# Goal of the exercise
Output only the lines running from the line bearing "Write the React" through the line bearing "import React from", character for character.
*** The data ***
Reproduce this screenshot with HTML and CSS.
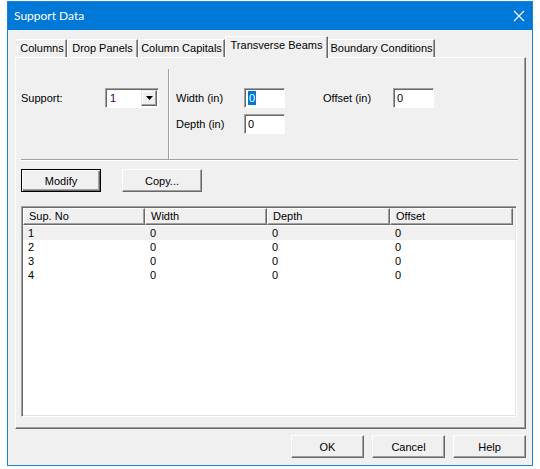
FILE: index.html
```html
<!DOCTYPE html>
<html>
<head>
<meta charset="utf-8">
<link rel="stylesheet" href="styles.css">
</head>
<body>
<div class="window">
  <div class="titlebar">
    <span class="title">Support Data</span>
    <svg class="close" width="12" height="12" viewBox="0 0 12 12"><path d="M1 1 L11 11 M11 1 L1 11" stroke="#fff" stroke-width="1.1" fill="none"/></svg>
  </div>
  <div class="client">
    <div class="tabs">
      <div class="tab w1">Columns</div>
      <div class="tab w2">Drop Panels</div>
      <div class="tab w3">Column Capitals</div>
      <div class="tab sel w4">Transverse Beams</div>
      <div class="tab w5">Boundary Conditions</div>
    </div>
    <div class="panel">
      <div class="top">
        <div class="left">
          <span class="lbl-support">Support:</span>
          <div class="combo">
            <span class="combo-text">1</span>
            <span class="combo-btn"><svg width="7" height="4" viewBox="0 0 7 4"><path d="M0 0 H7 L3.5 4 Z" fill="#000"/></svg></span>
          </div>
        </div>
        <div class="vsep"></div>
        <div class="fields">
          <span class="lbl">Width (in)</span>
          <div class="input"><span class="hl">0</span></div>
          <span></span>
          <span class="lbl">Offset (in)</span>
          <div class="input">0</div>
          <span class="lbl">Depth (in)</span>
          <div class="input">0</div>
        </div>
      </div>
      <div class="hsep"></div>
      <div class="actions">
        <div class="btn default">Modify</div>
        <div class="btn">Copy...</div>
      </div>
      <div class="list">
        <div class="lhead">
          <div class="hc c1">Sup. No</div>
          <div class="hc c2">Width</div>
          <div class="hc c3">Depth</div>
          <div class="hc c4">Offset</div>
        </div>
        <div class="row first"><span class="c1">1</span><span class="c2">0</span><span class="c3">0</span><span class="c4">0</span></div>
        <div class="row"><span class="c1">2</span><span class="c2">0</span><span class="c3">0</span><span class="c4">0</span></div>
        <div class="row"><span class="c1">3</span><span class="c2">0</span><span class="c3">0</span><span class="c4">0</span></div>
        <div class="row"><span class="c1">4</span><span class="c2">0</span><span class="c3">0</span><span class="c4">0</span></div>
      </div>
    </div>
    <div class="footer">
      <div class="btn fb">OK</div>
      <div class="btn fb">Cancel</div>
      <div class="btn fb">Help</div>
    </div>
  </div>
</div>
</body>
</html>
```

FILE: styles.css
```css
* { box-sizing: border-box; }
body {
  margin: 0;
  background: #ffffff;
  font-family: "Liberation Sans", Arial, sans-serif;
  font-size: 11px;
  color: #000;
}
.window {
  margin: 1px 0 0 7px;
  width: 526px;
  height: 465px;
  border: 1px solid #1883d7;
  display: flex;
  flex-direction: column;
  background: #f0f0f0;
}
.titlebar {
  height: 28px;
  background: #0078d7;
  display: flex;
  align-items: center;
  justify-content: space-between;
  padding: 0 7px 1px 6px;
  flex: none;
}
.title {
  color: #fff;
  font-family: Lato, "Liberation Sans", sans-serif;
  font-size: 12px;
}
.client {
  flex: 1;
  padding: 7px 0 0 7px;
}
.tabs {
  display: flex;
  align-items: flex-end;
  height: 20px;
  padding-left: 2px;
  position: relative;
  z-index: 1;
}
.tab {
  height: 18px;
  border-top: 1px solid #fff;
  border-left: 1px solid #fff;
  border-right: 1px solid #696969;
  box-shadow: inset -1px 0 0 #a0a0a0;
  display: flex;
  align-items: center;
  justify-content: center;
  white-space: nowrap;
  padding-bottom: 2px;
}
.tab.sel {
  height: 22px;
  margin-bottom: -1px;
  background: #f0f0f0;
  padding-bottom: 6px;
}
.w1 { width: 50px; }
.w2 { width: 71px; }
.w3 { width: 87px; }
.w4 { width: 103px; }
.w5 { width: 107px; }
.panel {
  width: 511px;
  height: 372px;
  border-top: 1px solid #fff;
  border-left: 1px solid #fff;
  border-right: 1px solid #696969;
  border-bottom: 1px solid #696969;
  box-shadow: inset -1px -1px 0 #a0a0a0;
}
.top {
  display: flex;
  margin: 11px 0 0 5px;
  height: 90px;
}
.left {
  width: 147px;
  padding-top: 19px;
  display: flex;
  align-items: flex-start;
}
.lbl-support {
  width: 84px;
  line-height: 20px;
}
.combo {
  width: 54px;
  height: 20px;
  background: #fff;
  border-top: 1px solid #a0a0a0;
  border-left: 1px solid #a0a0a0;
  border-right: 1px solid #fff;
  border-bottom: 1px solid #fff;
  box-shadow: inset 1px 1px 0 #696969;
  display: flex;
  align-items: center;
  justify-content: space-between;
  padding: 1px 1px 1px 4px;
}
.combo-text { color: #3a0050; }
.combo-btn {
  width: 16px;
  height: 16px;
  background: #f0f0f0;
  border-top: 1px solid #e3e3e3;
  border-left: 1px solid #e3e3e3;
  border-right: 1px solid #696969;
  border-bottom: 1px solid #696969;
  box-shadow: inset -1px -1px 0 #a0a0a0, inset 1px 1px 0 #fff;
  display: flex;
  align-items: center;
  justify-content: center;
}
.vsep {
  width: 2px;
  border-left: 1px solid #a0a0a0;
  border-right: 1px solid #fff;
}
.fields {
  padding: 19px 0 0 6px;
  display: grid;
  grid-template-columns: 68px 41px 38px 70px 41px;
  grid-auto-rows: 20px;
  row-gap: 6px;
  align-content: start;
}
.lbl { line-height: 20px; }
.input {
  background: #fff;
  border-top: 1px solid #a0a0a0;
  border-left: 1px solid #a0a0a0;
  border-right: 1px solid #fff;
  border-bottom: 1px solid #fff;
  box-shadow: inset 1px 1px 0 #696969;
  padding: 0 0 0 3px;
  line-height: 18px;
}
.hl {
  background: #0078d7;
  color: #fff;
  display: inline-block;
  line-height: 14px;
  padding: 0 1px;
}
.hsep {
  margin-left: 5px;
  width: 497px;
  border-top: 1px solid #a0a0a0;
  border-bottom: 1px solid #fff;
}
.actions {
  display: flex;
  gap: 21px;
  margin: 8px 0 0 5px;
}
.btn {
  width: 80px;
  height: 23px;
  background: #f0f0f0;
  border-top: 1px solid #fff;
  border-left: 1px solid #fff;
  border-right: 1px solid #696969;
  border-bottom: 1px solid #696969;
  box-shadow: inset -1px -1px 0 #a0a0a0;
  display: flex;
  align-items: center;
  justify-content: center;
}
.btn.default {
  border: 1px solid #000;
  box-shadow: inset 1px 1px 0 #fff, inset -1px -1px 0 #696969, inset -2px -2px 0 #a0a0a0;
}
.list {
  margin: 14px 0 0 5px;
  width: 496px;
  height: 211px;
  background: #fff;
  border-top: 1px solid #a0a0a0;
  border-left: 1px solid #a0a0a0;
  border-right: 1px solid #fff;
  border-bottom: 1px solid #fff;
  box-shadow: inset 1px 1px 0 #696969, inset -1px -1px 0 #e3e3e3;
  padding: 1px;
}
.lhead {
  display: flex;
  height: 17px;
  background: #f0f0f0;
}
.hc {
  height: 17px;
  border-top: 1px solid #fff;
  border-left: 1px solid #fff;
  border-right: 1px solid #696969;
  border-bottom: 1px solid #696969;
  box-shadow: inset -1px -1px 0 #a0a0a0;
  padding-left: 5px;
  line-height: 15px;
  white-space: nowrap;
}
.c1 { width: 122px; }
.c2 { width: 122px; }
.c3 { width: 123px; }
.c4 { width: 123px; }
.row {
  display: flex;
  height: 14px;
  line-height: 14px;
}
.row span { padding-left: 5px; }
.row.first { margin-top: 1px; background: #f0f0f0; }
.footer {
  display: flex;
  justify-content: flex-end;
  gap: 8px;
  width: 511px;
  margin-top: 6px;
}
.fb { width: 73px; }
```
***
*** The data ***
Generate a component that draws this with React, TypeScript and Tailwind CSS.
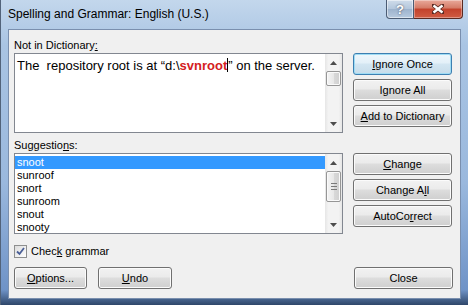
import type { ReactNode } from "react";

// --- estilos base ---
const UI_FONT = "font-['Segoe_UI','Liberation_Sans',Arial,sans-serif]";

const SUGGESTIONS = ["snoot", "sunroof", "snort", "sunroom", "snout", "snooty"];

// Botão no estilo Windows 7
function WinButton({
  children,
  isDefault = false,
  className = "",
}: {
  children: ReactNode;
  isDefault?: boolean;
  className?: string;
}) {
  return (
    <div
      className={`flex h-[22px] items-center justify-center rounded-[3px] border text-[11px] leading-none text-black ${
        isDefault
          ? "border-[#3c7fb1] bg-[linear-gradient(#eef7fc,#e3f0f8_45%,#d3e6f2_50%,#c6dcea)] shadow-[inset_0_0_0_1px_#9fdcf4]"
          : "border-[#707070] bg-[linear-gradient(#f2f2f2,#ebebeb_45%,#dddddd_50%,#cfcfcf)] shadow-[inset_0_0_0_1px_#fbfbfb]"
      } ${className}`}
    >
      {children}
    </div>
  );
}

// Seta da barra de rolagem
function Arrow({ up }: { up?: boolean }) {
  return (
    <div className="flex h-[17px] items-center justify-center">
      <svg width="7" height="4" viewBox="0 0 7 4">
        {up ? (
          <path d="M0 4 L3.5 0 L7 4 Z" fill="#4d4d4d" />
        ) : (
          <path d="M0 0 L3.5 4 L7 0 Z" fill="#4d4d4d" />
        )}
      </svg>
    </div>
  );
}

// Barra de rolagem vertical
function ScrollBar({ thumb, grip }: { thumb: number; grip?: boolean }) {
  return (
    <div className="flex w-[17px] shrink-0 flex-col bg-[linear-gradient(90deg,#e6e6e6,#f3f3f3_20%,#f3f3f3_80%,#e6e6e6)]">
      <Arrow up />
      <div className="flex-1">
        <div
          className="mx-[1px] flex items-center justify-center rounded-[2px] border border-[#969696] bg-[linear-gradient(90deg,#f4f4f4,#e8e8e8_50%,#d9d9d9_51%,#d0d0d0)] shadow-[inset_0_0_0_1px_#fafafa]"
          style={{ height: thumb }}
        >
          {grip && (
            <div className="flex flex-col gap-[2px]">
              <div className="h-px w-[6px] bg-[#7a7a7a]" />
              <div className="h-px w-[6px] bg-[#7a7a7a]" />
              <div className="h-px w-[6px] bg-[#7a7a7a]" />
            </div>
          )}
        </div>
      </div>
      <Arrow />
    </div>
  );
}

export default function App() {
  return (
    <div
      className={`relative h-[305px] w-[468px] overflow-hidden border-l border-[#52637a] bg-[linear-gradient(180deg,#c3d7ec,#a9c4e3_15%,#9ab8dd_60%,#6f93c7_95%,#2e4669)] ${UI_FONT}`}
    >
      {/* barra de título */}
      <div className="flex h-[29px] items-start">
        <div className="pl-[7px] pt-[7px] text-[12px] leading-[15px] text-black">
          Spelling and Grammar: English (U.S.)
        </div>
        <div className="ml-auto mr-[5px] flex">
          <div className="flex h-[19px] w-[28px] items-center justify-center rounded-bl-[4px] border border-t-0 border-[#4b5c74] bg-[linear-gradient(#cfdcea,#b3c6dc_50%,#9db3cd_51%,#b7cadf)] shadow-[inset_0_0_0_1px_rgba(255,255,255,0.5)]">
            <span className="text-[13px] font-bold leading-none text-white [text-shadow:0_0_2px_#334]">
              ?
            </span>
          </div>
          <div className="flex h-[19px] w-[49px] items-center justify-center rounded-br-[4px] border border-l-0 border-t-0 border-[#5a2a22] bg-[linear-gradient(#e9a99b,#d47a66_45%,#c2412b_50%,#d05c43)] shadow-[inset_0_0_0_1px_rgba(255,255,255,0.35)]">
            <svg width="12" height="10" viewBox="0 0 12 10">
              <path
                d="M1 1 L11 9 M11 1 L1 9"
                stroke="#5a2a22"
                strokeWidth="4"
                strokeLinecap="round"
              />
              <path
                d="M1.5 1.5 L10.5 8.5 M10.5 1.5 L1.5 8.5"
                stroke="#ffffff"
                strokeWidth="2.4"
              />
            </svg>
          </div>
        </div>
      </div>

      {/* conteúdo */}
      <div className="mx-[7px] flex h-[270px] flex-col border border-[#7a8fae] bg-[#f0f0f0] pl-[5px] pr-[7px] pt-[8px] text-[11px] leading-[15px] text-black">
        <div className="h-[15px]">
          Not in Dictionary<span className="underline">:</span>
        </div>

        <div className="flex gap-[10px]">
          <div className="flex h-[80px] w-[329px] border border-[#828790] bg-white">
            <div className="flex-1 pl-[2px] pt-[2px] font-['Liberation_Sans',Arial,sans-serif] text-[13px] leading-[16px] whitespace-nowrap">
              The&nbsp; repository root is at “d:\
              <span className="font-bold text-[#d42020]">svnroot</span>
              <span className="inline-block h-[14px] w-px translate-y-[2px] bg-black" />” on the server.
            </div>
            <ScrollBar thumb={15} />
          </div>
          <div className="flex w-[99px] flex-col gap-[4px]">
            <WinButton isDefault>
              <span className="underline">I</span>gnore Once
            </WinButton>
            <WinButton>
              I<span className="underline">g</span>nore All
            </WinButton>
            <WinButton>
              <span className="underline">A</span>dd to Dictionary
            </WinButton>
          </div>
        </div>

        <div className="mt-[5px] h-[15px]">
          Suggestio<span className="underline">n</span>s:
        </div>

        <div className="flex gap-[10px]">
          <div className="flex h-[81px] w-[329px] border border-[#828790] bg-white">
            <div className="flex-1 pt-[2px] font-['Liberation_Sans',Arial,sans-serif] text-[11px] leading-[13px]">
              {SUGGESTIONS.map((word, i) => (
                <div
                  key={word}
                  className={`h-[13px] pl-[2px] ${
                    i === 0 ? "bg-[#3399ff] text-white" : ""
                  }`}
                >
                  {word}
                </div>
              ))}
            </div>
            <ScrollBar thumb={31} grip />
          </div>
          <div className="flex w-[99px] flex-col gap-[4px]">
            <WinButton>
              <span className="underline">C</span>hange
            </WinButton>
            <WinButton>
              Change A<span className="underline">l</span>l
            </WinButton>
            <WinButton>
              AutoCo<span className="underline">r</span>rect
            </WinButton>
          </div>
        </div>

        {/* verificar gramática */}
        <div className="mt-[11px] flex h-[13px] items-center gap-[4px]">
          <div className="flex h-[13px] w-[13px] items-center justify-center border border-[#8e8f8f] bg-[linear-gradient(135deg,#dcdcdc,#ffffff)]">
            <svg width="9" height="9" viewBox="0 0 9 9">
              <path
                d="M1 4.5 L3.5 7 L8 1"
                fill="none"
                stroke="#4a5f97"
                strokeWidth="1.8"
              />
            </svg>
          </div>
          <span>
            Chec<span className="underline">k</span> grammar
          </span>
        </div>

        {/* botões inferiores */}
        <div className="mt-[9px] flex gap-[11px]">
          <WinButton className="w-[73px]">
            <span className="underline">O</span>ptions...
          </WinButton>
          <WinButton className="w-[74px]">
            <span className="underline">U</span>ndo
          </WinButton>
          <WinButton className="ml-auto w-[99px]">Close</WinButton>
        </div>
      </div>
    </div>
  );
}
***
*** The data ***
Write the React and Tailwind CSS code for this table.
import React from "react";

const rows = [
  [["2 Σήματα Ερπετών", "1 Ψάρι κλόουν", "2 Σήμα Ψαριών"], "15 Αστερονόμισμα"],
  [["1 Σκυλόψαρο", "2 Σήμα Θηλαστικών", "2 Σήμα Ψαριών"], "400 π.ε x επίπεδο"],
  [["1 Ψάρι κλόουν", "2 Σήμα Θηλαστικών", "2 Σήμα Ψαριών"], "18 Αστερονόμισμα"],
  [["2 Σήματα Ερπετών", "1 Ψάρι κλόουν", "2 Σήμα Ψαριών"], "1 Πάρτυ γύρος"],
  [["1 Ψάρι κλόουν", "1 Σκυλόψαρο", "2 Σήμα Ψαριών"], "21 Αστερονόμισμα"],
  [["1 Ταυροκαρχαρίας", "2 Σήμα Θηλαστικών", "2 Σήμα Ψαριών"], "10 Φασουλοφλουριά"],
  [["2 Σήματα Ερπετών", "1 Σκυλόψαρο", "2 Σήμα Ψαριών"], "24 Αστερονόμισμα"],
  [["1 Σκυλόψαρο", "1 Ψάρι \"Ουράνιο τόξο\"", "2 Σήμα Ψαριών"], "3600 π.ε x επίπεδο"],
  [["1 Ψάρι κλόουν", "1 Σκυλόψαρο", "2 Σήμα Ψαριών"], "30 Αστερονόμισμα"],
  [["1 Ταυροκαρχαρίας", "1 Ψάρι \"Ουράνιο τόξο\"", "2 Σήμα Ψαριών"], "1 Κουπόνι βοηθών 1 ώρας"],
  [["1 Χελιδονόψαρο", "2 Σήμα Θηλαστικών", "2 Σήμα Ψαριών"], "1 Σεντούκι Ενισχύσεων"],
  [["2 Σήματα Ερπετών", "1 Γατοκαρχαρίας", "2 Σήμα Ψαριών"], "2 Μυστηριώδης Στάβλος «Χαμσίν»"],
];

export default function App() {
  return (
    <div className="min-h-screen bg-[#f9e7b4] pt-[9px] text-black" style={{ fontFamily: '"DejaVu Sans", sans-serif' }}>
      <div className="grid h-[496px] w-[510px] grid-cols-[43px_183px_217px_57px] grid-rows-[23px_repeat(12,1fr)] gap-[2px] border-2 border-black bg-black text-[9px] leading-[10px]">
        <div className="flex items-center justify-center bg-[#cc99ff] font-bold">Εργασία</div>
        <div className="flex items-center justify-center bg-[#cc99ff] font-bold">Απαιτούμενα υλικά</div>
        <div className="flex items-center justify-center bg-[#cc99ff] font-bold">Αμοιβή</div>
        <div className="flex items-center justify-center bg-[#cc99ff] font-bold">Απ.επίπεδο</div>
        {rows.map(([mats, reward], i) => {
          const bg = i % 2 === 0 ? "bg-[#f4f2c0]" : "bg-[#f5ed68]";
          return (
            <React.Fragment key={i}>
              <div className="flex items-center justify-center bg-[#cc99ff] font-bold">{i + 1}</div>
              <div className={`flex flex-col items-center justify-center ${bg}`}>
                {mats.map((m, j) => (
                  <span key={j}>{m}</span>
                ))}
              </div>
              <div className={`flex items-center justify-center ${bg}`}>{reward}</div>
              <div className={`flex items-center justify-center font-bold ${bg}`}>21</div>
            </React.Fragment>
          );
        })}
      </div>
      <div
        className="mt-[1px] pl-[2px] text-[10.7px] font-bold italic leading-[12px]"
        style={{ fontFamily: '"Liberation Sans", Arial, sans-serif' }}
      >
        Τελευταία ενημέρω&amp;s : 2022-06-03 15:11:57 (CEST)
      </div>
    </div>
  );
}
***
# Response
Write the React and Tailwind CSS code for this table.
import React from "react";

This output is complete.